Posted on 04/22/2005 7:49:30 AM PDT by cicero's_son

I think it was about five months ago that Press editor Alex Zaitchik whispered to me in the office hallway that Thomas Friedman had a new book coming out. All he knew about it was the title, but that was enough; he approached me with the chilled demeanor of a British spy who has just discovered that Hitler was secretly buying up the world’s manganese supply. Who knew what it meant—but one had to assume the worst

"It's going to be called The Flattening," he whispered. Then he stood there, eyebrows raised, staring at me, waiting to see the effect of the news when it landed. I said nothing.

It turned out Alex had bad information; the book that ultimately came out would be called The World Is Flat. It didn't matter. Either version suggested the same horrifying possibility. Thomas Friedman in possession of 500 pages of ruminations on the metaphorical theme of flatness would be a very dangerous thing indeed. It would be like letting a chimpanzee loose in the NORAD control room; even the best-case scenario is an image that could keep you awake well into your 50s.

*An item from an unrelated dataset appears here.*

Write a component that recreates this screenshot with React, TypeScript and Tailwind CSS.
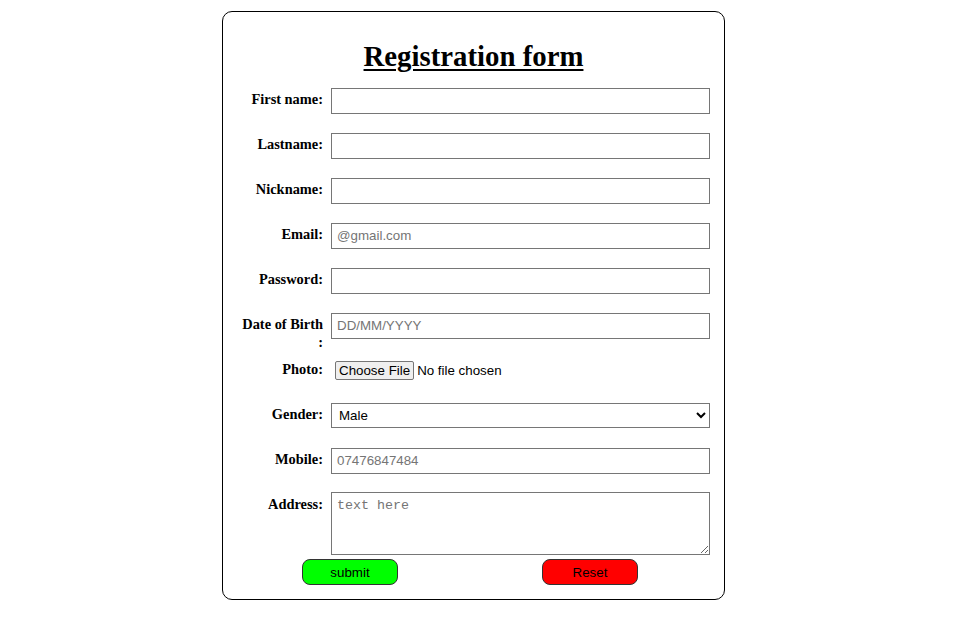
import React from 'react';

const labelCls =
  "w-[90px] shrink-0 text-right font-bold text-[14.4px] leading-[18px] pt-[3px] text-black [font-family:'Liberation_Serif',serif]";
const inputCls =
  "w-[379px] h-[26px] border border-[#767676] bg-white px-[5px] text-[13.33px] text-black placeholder:text-[#757575] outline-none [font-family:'Liberation_Sans',Arial,sans-serif]";
const btnCls =
  "w-[96px] h-[26px] pt-[2px] rounded-[8px] border border-[#333] text-[13.33px] text-black [font-family:'Liberation_Sans',Arial,sans-serif]";

function Row({ label, children }: { label: React.ReactNode; children: React.ReactNode }) {
  return (
    <div className="flex h-[45px] gap-2">
      <div className={labelCls}>{label}</div>
      <div>{children}</div>
    </div>
  );
}

export default function App() {
  return (
    <div className="min-h-[643px] bg-white pt-[11px] pl-[222px]">
      <form className="w-[503px] h-[589px] border border-black rounded-[10px] bg-white pl-[10px] pt-[28px]">
        <h1 className="text-center pr-[10px] text-[28.8px] leading-[33px] font-bold underline underline-offset-[3px] decoration-[2px] text-black [font-family:'Liberation_Serif',serif] mb-[14px]">
          Registration form
        </h1>

        <Row label="First name:">
          <input type="text" className={inputCls} />
        </Row>
        <Row label="Lastname:">
          <input type="text" className={inputCls} />
        </Row>
        <Row label="Nickname:">
          <input type="text" className={inputCls} />
        </Row>
        <Row label="Email:">
          <input type="email" placeholder="@gmail.com" className={inputCls} />
        </Row>
        <Row label="Password:">
          <input type="password" className={inputCls} />
        </Row>
        <Row label={<>Date of Birth<br />:</>}>
          <input type="text" placeholder="DD/MM/YYYY" className={inputCls} />
        </Row>
        <Row label="Photo:">
          <div className="flex items-center mt-[4px] ml-[4px] text-[13.33px] text-black [font-family:'Liberation_Sans',Arial,sans-serif]">
            <span className="h-[19px] px-[3px] border border-[#767676] bg-[#efefef] rounded-[2px] leading-[17px]">
              Choose File
            </span>
            <span className="ml-[3px]">No file chosen</span>
          </div>
        </Row>
        <Row label="Gender:">
          <select className="w-[379px] h-[25px] border border-[#767676] bg-white pl-[3px] text-[13.33px] text-black outline-none [font-family:'Liberation_Sans',Arial,sans-serif]">
            <option>Male</option>
            <option>Female</option>
          </select>
        </Row>
        <Row label="Mobile:">
          <input type="tel" placeholder="07476847484" className={inputCls} />
        </Row>
        <div className="flex h-[67px] gap-2">
          <div className={labelCls}>Address:</div>
          <textarea
            placeholder="text here"
            className="w-[379px] h-[63px] border border-[#767676] bg-white px-[5px] py-[5px] text-[13.33px] leading-[16px] text-black placeholder:text-[#757575] outline-none [font-family:'Liberation_Mono',monospace]"
          />
        </div>
        <div className="flex pl-[69px] gap-[144px]">
          <button type="submit" className={`${btnCls} bg-[#00ff00]`}>
            submit
          </button>
          <button type="reset" className={`${btnCls} bg-[#ff0000]`}>
            Reset
          </button>
        </div>
      </form>
    </div>
  );
}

So I tried not to think about it. But when I heard the book was actually coming out, I started to worry. Among other things, I knew I would be asked to write the review. The usual ratio of Friedman criticism is 2:1, i.e., two human words to make sense of each single word of Friedmanese. Friedman is such a genius of literary incompetence that even his most innocent passages invite feature-length essays. I'll give you an example, drawn at random from The World Is Flat. On page 174, Friedman is describing a flight he took on Southwest Airlines from Baltimore to Hartford, Connecticut. (Friedman never forgets to name the company or the brand name; if he had written The Metamorphosis, Gregor Samsa would have awoken from uneasy dreams in a Sealy Posturepedic.) Here's what he says:

I stomped off, went through security, bought a Cinnabon, and glumly sat at the back of the B line, waiting to be herded on board so that I could hunt for space in the overhead bins.

Forget the Cinnabon. Name me a herd animal that hunts. Name me one.

This would be a small thing were it not for the overall pattern. Thomas Friedman does not get these things right even by accident. It's not that he occasionally screws up and fails to make his metaphors and images agree. It's that he always screws it up. He has an anti-ear, and it's absolutely infallible; he is a Joyce or a Flaubert in reverse, incapable of rendering even the smallest details without genius. The difference between Friedman and an ordinary bad writer is that an ordinary bad writer will, say, call some businessman a shark and have him say some tired, uninspired piece of dialogue: Friedman will have him spout it. And that's guaranteed, every single time. He never misses.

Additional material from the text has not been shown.